Other artists selected to provide art for the Green Line are Meg Cranston, ErikaRothenberg, Richard Turner, Charles Dickson, Daniel Martinez and Renee Petropoulos. Their concepts cover a wide range, including Martinez’s 30-foot metal hand shooting a paper airplane with a rubber band, at the El Segundo station near Los Angeles International Airport. Charles Dickson took some of his cues from the name of his station, Mariposa, the Spanish term for a blue butterfly indigenous to the area. Images of butterflies and metamorphoses will mingle with references to the computer industry in his ambitious work.

The Red Line, which will run from Union Station to the San Fernando Valley, has a roster of 18 artists. Cynthia Carlson, Christopher Sproat and Terry Schoonhoven will produce pieces at Union Station; Jonathan Borofsky at the Civic Center station; Stephen Antonakos at Pershing Square; Joyce Kozloff and Roberto Gil-de-Montes at 7th and Flower streets.

Therman Statom, Aleksandra Kasuba, Peter Shire, Frank Romero and Richard Wyatt are working on stations along Wilshire Boulevard.
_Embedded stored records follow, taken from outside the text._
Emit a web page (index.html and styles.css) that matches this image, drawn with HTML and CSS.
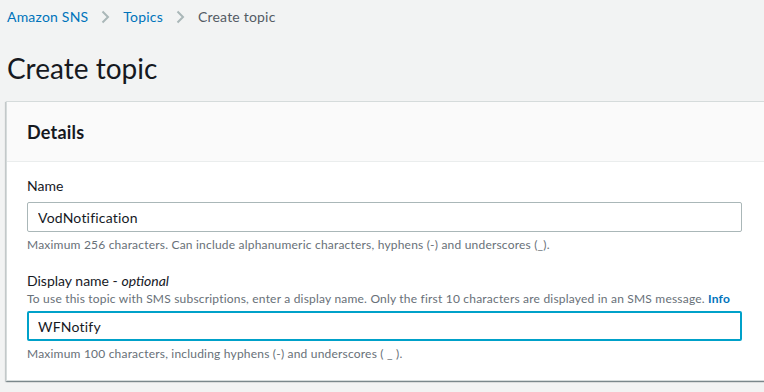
FILE: index.html
```html
<!DOCTYPE html>
<html lang="en">
<head>
  <meta charset="UTF-8" />
  <title>Create topic</title>
  <link rel="stylesheet" href="styles.css">
</head>
<body>
  <nav class="breadcrumbs">
    <a href="#">Amazon SNS</a>
    <svg class="crumb-sep" width="9" height="14" viewBox="0 0 9 14"><path d="M1.5 1.5 L7 7 L1.5 12.5" fill="none" stroke="#aab7b8" stroke-width="2"/></svg>
    <a href="#">Topics</a>
    <svg class="crumb-sep" width="9" height="14" viewBox="0 0 9 14"><path d="M1.5 1.5 L7 7 L1.5 12.5" fill="none" stroke="#aab7b8" stroke-width="2"/></svg>
    <span class="current">Create topic</span>
  </nav>

  <h1 class="page-title">Create topic</h1>

  <div class="panel">
    <div class="panel-header">
      <h2>Details</h2>
    </div>
    <div class="panel-body">
      <div class="field">
        <label class="label" for="topicName">Name</label>
        <input class="input" id="topicName" type="text" value="VodNotification">
        <p class="hint">Maximum 256 characters. Can include alphanumeric characters, hyphens (-) and underscores (_).</p>
      </div>
      <div class="field">
        <label class="label" for="displayName">Display name - <i>optional</i></label>
        <p class="desc">To use this topic with SMS subscriptions, enter a display name. Only the first 10 characters are displayed in an SMS message. <a href="#" class="info">Info</a></p>
        <input class="input focused" id="displayName" type="text" value="WFNotify">
        <p class="hint">Maximum 100 characters, including hyphens (-) and underscores ( _ ).</p>
      </div>
    </div>
  </div>
</body>
</html>
```
FILE: styles.css
```css
* {
  margin: 0;
  padding: 0;
  box-sizing: border-box;
}
html, body {
  width: 100%;
  height: 100%;
  overflow: hidden;
}
body {
  background: #f2f3f3;
  color: #16191f;
  font-family: 'Lato', 'Liberation Sans', sans-serif;
  font-size: 14px;
}

a {
  color: #0073bb;
  text-decoration: none;
}

.breadcrumbs {
  display: flex;
  align-items: center;
  height: 34px;
  padding: 0 0 0 7px;
  line-height: 20px;
  letter-spacing: 0.2px;
}
.crumb-sep {
  margin: 0 13px 0 13px;
}
.breadcrumbs .current {
  color: #545b64;
}

.page-title {
  font-size: 28px;
  font-weight: 400;
  line-height: 36px;
  height: 67px;
  padding: 16px 0 0 7px;
}

.panel {
  margin-left: 6px;
  margin-right: -20px;
  background: #fff;
  border: 1px solid #d5dbdb;
  border-right: none;
  box-shadow: 0 1px 1px 0 rgba(0, 28, 36, 0.3), 1px 1px 1px 0 rgba(0, 28, 36, 0.15), -1px 1px 1px 0 rgba(0, 28, 36, 0.15);
}

.panel-header {
  display: flex;
  align-items: center;
  height: 60px;
  padding: 0 20px;
  background: #fafafa;
  border-bottom: 1px solid #eaeded;
}
.panel-header h2 {
  font-size: 18px;
  font-weight: 700;
  line-height: 22px;
  letter-spacing: 0.2px;
}

.panel-body {
  padding: 14px 20px 18px;
}

.field + .field {
  margin-top: 18px;
}

.label {
  display: block;
  line-height: 20px;
}

.desc {
  font-size: 12px;
  line-height: 16px;
  letter-spacing: 0.2px;
  color: #687078;
}
.info {
  font-weight: 700;
}

.input {
  display: block;
  width: 715px;
  height: 30px;
  padding: 0 10px;
  border: 1px solid #aab7b8;
  border-radius: 2px;
  font: inherit;
  font-size: 14px;
  letter-spacing: 0.2px;
  color: #16191f;
  background: #fff;
  outline: none;
}
.label + .input {
  margin-top: 6px;
}
.desc + .input {
  margin-top: 4px;
}
.input.focused {
  border: 2px solid #00a1c9;
  padding: 0 9px;
}

.hint {
  margin-top: 5px;
  font-size: 12px;
  line-height: 16px;
  letter-spacing: 0.2px;
  color: #687078;
}
```
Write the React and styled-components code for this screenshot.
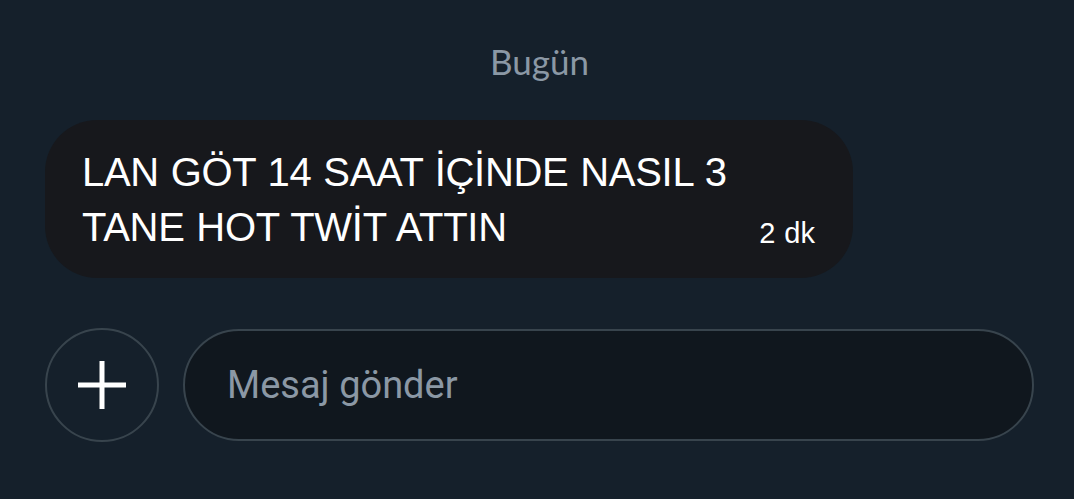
import React from "react";
import styled, { createGlobalStyle } from "styled-components";

const GlobalStyle = createGlobalStyle`
  html, body {
    margin: 0;
    padding: 0;
    background: #15202b;
  }
  * {
    box-sizing: border-box;
  }
`;

const Page = styled.div`
  width: 1074px;
  height: 499px;
  background: #15202b;
  padding: 38px 40px 0 45px;
  display: flex;
  flex-direction: column;
  font-family: Roboto, "Noto Sans", sans-serif;
`;

const DateLabel = styled.div`
  text-align: center;
  font-family: Lato, "Noto Sans", sans-serif;
  font-size: 35px;
  line-height: 46px;
  color: #8b98a5;
`;

const Bubble = styled.div`
  margin-top: 36px;
  width: 808px;
  background: #17181c;
  border-radius: 52px;
  padding: 25px 38px 23px 37px;
  position: relative;
  font-family: "Liberation Sans", Arial, sans-serif;
`;

const MessageText = styled.div`
  color: #ffffff;
  font-size: 40px;
  line-height: 55px;
  letter-spacing: -0.3px;
  word-spacing: 1px;
  max-width: 695px;
`;

const Time = styled.span`
  position: absolute;
  right: 38px;
  bottom: 28px;
  color: #ffffff;
  font-size: 29px;
  line-height: 33px;
  word-spacing: 1px;
`;

const Composer = styled.div`
  margin-top: 50px;
  display: flex;
  align-items: center;
  gap: 24px;
`;

const PlusButton = styled.button`
  width: 114px;
  height: 114px;
  flex-shrink: 0;
  border-radius: 50%;
  border: 2px solid #38444d;
  background: #15202b;
  display: flex;
  align-items: center;
  justify-content: center;
  padding: 0;
`;

const InputBox = styled.div`
  flex: 1;
  height: 112px;
  border-radius: 56px;
  border: 2px solid #38444d;
  background: #10171e;
  display: flex;
  align-items: center;
  padding-left: 42px;
  color: #8b98a5;
  font-size: 38px;
`;

export default function App() {
  return (
    <>
      <GlobalStyle />
      <Page>
        <DateLabel>Bugün</DateLabel>
        <Bubble>
          <MessageText>LAN GÖT 14 SAAT İÇİNDE NASIL 3 TANE HOT TWİT ATTIN</MessageText>
          <Time>2 dk</Time>
        </Bubble>
        <Composer>
          <PlusButton type="button">
            <svg width="50" height="50" viewBox="0 0 50 50">
              <path d="M25 1v48M1 25h48" stroke="#fff" strokeWidth="5" />
            </svg>
          </PlusButton>
          <InputBox>Mesaj gönder</InputBox>
        </Composer>
      </Page>
    </>
  );
}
George Stone, Robert Millar and Michael Davis will produce works for Vermont Avenue stations, while May Sun, Gilbert Lujan and Sheila Klein will be represented at Hollywood Boulevard stops.

Cusick arrived on the job about two years ago, and she admits that progress appears to be rather slow. But that’s because most of the work has been done out of the public eye--in downtown offices and neighborhoods. It took six months to form ART’s policy and get it adopted. From there, the program has gone full steam ahead, laying the groundwork for art projects that will pop up in rail stations all over town.

When will the next work be installed? “I don’t know,” she said. And, given the pitfalls of building public transportation and the complexities of public art, she’s not about to hazard a guess.